A joint statement issued at that time by the opposition parties on the general strike noted:

 

“We are happy to know that the working class has raised the issue of remunerative prices for the peasants, decent wages for agricultural workers and supply of food and other essential commodities at reasonable prices to the people.”

 

This statement cum appeal was singed by the Democratic Socialist Party, RSP, Forward Bloc, CPI, Janata Party, BJP, Bharatiya Lok Dal and CPI(M), among others.

 

Noting the huge response to the strike on January 19, late Comrade BTR had noted at the time:

 

“…..by combining the demands of the working class with the pressing needs of the peasantry and the agricultural workers, the trade unions took initiative to unite all sections of people who are facing a miserable existence under bourgeois landlord rule.”

 

He further said:

 

“…..this consciousness has to be carried forward….. the process of trade unions coming out as champions of the peasantry and the agricultural workers has to be carried forward.”

 

The martyrdom of ten comrades in different parts of the country in the brutal repressions unleashed by the governments of the day roused anger and also the feelings of solidarity with the rural workers.

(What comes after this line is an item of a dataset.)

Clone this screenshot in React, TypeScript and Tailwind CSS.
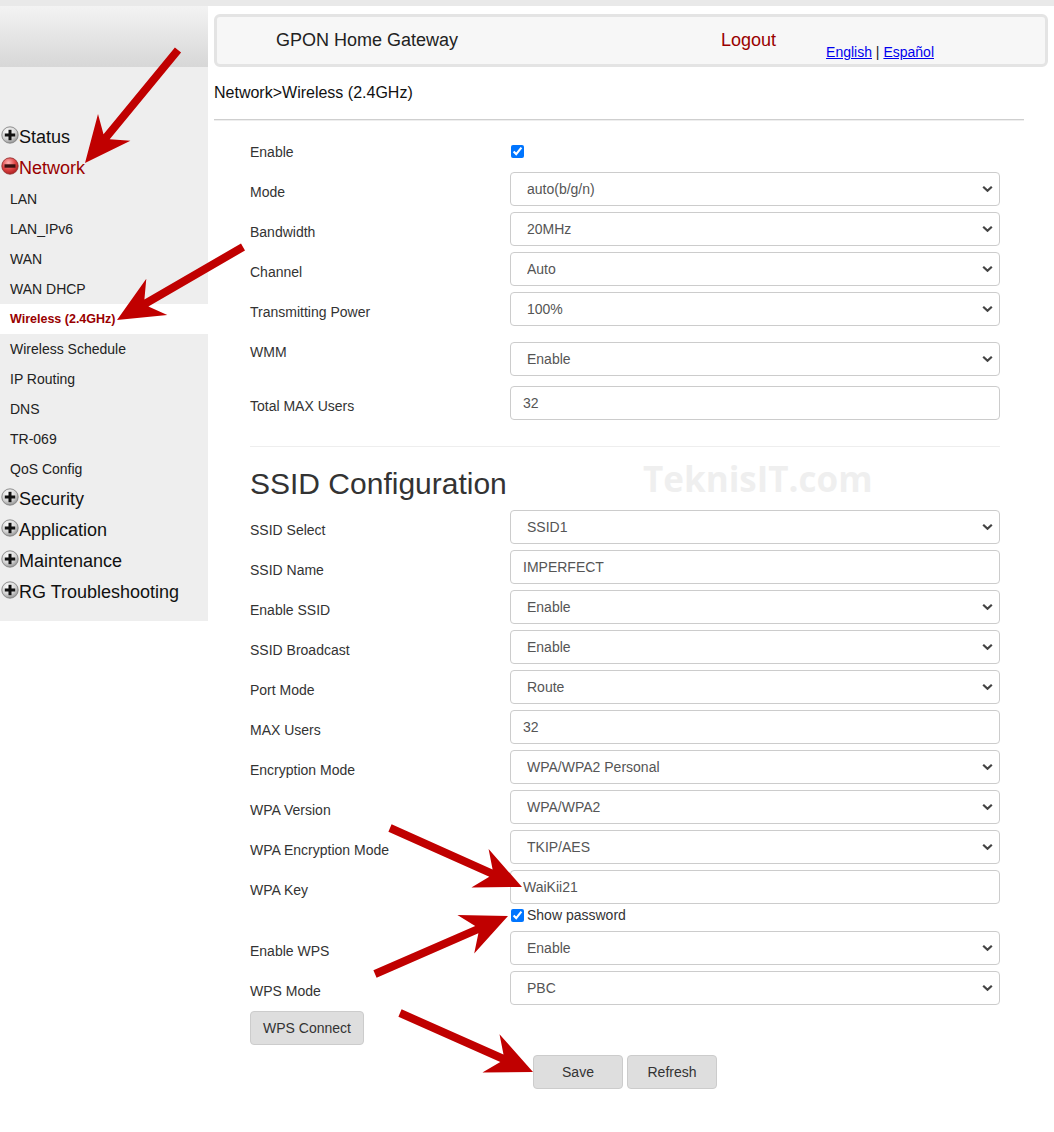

Many of those killed were poor agricultural workers who had come out on the streets in solidarity with their working class brethren.

 

At that time, led by late M G Ramachandran, the then AIADMK government in Tamilnadu had let loose a veritable reign of terror --- days before the strike took place. Thousands were arrested and imprisoned at the time in the state. On the day of the strike, three agricultural workers were killed in Nagapattinam district – Anjan, Nagooran and Gnanasekaran.

 

SOLIDARITY

FUND

The immediate reaction from the Centre of Indian Trade Unions (CITU) and its affiliated unions was that they began collecting a fund to help the families of the three martyrs. A Martyrs Column was also built in the village Thirumeignanam.

 

A few months after this general strike, the CITU organised its state conference in the working class centre of Coimbatore, which seriously discussed the issue of worker-peasant unity in struggles.  Though the trade unions have their own weaknesses and difficulties, the general feeling of the delegates to that conference was that some serious efforts needed to be made to build up a strong movement of agricultural workers. The presence of Comrade B T Ranadive in the conference and his call to build up worker–peasant unity also prompted the conference delegates to dwell upon the issue seriously and in detail.

 

The clarion call of the conference was that every CITU member in the state would contribute a token amount of one rupee per year towards the Kisan Solidarity Fund. It was decided that this fund would be handed over to the Agricultural Workers Union every year on January 19.

 

It was also decided that January 19 would henceforth be observed by the CITU all over the state as Martyrs Day, pay tributes to all the martyrs of the democratic movement in the state.

 

The Tamilnadu state committee of the CITU continues to collect this solidarity fund of Re one from each member every year and hand over the amount collected to the Agricultural Workers Union for the cause of building up a strong movement. Though a small effort in the context of the gigantic dimensions of the task ahead, this is surely something worth emulating. In the first year, an amount of Rs 40,000 was thus collected, and last year it reached up to Rs 3.5 lakh.

 

Today, the distress of not only the agricultural workers and poor peasants but of the rural working masses as a whole has increased manifold. Suicides by the distressed peasants in many parts of the country have brought out the utter failure of the various bourgeois landlord governments at the centre and in the states; rather of the entire bourgeois landlord system itself.

 

As the CITU views it, it is the responsibility of the leadership of trade union organisations and of the peasant and agricultural movement in the country, to move ahead with a concerted programme of action in order to unify the toiling masses.

 

The historic strike 30 years ago and the martyrdom of several urban and rural workers on January 19, 1982, once again reminds us of the tasks ahead. The class oriented trade unions and especially the CITU affiliated unions have the responsibility to take the lead in this direction. We cannot afford to forget what Comrade B T Ranadive had again and again been reminding us in this regard. He had noted in 1983:

 

“A dangerous weakness of India’s trade union movement is its isolation from agricultural workers and the mass of peasants. This is bound to be fatal in a country where the agricultural workers and peasants form the overwhelming majority of the people.”

 

In sum, ending this isolation and building up worker-peasant unity is the task ahead for us and January 19 this year must serve as a reminder of this great task.